* Data to process:
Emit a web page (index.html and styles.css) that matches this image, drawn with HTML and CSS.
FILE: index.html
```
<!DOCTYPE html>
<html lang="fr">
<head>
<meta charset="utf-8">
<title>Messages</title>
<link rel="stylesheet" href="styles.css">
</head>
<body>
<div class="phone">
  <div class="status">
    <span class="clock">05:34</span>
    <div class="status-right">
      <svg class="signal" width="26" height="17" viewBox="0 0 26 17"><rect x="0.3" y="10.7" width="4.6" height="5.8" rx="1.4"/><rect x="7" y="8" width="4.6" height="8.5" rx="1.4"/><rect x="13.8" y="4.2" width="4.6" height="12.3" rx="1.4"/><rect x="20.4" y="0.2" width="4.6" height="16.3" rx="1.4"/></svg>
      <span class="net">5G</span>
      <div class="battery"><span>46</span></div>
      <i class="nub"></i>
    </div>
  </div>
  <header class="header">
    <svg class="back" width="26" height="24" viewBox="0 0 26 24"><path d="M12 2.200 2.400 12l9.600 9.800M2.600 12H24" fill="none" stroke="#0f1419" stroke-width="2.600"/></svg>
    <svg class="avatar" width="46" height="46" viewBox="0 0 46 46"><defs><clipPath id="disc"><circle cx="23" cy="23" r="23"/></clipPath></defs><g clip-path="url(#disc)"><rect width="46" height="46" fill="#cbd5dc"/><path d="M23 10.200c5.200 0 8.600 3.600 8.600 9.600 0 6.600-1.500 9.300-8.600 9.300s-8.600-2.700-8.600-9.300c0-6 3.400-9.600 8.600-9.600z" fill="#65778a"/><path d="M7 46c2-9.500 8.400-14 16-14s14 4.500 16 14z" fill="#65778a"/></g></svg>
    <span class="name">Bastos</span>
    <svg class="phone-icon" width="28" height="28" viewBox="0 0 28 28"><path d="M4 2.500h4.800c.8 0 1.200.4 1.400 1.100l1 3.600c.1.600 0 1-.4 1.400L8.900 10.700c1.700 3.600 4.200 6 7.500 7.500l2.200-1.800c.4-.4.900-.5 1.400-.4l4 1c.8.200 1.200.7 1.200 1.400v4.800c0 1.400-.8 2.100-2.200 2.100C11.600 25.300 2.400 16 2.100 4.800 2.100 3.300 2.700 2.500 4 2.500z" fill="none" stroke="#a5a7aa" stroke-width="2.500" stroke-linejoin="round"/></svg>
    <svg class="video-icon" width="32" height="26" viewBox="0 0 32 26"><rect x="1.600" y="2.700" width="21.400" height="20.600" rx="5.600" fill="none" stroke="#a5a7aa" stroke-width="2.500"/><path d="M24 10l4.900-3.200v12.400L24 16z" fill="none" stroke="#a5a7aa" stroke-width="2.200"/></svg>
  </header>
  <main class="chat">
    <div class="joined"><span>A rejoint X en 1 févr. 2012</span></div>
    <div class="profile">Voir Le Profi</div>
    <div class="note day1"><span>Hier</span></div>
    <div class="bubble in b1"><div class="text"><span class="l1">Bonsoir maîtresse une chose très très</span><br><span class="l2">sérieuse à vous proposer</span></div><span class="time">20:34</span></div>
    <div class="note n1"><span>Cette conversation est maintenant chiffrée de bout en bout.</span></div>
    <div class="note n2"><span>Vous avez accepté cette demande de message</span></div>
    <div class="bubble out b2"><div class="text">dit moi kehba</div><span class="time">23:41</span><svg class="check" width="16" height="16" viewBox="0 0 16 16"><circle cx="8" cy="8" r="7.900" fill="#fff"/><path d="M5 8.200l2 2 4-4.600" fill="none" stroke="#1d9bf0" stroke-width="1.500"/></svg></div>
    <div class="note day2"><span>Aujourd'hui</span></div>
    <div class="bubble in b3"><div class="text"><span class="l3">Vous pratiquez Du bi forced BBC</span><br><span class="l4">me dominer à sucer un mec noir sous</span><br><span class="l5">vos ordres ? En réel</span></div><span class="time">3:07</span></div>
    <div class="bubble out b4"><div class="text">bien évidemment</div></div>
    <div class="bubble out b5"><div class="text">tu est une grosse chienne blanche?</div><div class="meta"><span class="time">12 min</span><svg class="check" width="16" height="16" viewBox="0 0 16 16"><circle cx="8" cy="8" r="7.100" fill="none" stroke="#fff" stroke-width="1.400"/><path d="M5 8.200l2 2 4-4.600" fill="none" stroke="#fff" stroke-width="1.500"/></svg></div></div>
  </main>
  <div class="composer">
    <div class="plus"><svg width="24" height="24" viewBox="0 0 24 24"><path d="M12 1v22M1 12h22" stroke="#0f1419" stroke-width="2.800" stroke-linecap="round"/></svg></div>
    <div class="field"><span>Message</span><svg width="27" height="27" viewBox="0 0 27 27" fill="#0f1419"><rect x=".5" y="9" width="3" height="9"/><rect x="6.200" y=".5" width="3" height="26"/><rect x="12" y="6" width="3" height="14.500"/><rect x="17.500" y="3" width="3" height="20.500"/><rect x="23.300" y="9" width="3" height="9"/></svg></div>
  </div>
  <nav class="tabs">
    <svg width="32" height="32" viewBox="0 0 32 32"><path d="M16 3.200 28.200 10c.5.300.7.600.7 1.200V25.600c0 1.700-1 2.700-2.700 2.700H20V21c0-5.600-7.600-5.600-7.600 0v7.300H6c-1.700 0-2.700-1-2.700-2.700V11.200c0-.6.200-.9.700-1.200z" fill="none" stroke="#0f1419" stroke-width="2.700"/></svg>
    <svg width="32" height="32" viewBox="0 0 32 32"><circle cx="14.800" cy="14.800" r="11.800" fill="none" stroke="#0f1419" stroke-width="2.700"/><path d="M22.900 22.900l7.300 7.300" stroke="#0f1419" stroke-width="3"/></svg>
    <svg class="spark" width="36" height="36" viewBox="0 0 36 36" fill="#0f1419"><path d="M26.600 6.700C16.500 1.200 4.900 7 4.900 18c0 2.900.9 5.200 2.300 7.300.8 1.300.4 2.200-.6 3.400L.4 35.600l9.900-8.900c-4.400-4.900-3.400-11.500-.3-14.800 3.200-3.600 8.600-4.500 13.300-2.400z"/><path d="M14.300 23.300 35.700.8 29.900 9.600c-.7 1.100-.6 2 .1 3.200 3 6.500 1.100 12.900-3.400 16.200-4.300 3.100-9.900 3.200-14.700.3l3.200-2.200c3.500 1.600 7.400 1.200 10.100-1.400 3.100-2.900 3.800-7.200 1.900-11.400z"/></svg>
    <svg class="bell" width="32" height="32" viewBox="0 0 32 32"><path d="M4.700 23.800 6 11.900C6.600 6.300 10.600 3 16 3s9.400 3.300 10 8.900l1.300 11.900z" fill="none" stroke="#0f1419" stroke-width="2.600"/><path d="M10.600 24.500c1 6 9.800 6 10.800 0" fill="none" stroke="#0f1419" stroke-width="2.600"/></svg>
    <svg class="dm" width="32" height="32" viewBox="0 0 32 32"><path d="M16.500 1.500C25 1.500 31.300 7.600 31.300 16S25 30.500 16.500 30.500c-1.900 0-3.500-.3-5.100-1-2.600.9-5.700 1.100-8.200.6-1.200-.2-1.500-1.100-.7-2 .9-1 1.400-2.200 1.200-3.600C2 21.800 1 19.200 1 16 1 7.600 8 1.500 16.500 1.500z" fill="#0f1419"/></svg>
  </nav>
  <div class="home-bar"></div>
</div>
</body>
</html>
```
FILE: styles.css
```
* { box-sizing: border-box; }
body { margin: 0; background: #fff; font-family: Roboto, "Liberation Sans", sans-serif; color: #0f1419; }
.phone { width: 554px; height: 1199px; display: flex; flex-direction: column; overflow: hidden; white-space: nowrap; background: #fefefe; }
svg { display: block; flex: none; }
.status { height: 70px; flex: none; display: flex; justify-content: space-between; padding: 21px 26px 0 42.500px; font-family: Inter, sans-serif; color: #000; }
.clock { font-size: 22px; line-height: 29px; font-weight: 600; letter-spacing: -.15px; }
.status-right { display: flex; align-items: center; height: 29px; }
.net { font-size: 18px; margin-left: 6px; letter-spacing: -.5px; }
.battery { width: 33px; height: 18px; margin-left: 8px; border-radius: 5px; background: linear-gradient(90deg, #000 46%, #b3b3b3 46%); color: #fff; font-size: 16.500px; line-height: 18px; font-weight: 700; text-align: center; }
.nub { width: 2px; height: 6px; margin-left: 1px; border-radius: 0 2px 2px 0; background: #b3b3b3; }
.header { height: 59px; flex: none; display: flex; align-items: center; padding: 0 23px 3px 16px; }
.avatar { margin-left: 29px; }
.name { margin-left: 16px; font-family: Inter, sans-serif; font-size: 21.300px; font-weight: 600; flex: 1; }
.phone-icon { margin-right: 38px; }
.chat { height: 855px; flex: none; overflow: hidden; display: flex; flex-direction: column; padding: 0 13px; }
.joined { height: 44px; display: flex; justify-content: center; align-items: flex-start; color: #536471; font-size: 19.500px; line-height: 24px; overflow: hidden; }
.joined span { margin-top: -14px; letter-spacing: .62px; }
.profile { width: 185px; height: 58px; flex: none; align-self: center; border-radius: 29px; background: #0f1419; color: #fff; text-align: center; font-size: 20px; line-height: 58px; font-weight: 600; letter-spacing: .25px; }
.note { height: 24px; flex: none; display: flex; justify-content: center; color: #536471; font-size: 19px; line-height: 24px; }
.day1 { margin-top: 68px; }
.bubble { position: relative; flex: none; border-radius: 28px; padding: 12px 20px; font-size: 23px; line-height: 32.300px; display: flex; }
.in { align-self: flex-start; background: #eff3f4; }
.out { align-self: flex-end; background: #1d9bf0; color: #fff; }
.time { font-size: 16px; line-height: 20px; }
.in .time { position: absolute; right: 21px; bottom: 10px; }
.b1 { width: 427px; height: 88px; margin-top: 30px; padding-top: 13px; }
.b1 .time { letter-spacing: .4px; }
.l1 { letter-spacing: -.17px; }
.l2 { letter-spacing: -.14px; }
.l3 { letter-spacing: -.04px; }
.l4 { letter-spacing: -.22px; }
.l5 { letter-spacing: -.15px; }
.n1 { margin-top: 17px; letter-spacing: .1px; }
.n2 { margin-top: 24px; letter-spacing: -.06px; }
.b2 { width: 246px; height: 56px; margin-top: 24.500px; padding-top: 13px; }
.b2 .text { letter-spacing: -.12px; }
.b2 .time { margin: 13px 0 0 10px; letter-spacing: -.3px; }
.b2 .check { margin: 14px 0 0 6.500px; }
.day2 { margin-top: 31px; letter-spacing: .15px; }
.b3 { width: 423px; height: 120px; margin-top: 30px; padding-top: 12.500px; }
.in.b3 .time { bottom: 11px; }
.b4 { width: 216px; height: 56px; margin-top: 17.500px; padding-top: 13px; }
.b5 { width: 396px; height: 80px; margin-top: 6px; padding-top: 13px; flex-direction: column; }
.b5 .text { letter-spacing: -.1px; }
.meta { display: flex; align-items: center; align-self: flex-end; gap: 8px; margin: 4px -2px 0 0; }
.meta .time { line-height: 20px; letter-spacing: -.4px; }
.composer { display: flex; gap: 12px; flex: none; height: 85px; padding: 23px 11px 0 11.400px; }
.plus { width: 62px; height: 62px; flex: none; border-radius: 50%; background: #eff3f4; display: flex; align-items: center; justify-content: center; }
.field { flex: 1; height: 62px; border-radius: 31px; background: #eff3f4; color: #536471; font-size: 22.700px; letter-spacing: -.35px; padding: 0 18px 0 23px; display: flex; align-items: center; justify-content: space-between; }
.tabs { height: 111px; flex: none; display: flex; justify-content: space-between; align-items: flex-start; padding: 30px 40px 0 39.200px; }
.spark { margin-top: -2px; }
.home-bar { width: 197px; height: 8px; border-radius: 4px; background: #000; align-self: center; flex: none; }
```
* * *
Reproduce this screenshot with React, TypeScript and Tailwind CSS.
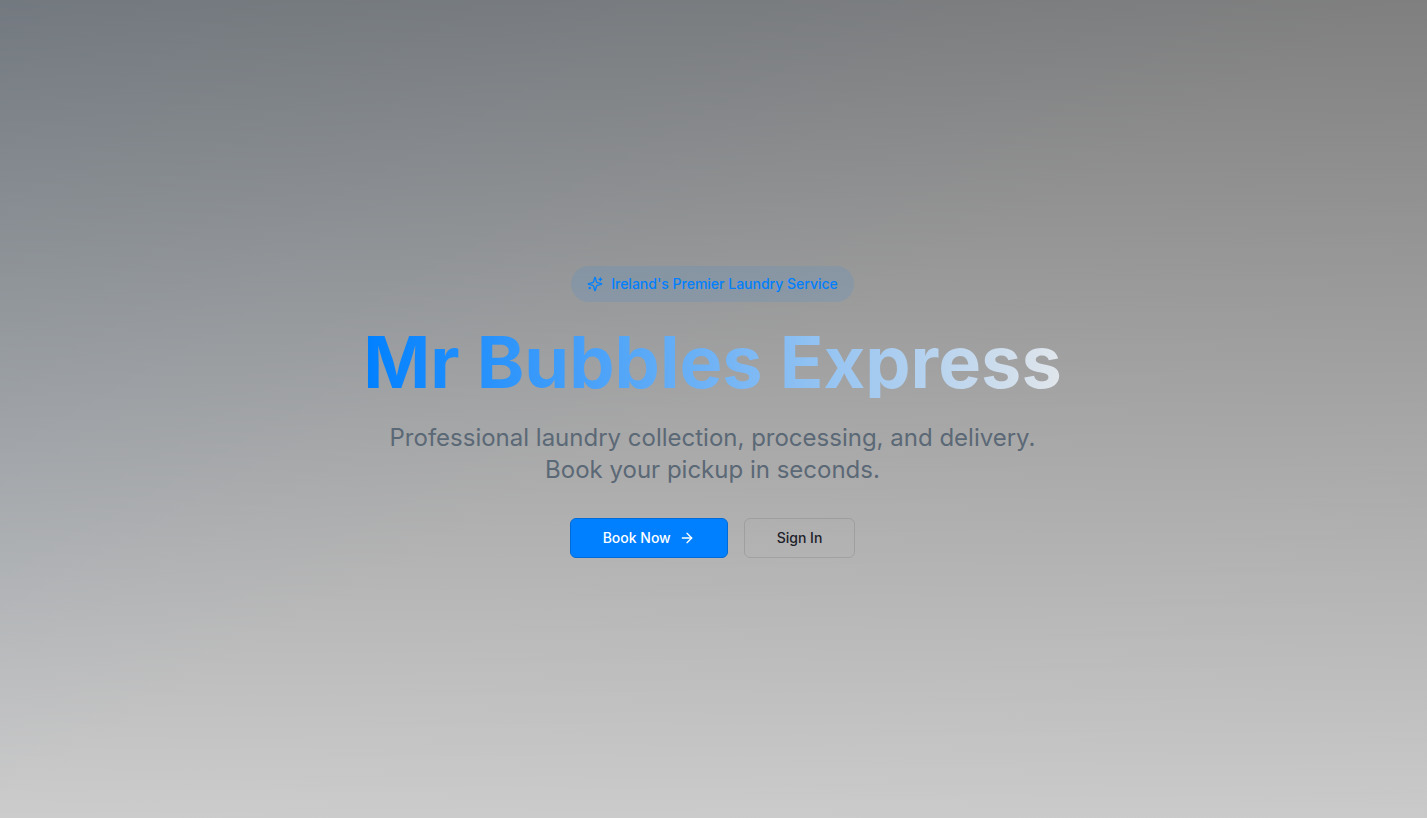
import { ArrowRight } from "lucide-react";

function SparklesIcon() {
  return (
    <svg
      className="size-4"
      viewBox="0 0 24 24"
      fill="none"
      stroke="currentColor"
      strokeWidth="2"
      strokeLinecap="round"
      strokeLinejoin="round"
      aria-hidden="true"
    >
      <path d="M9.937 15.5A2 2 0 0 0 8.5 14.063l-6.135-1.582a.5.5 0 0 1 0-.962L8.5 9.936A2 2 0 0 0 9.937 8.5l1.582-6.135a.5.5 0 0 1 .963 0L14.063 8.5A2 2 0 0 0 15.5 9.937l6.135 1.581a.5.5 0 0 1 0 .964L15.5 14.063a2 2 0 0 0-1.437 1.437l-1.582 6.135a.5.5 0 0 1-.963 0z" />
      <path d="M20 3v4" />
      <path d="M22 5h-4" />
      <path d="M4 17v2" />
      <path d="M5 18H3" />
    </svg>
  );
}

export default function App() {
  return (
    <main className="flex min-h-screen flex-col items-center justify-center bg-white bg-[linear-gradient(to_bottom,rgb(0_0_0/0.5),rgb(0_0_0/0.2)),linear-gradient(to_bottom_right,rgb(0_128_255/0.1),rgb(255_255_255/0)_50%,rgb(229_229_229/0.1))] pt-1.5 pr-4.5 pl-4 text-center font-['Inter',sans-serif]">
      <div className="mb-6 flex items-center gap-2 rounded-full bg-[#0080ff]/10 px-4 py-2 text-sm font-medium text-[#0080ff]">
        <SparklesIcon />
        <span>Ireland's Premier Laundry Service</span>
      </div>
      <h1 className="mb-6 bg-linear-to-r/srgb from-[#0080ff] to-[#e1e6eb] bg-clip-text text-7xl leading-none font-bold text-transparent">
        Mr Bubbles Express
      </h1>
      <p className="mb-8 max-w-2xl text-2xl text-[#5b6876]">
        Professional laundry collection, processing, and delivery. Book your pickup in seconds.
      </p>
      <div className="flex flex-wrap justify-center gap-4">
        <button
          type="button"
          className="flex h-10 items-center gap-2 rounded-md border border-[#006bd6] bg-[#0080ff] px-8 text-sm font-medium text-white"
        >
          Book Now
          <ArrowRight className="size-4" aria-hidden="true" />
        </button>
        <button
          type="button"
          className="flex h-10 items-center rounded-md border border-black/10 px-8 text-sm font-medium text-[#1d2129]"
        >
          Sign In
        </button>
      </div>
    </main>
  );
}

* Work required:
In the lines above, locate the string "index". Copy every line where it occurs.

* Output:
Emit a web page (index.html and styles.css) that matches this image, drawn with HTML and CSS.
FILE: index.html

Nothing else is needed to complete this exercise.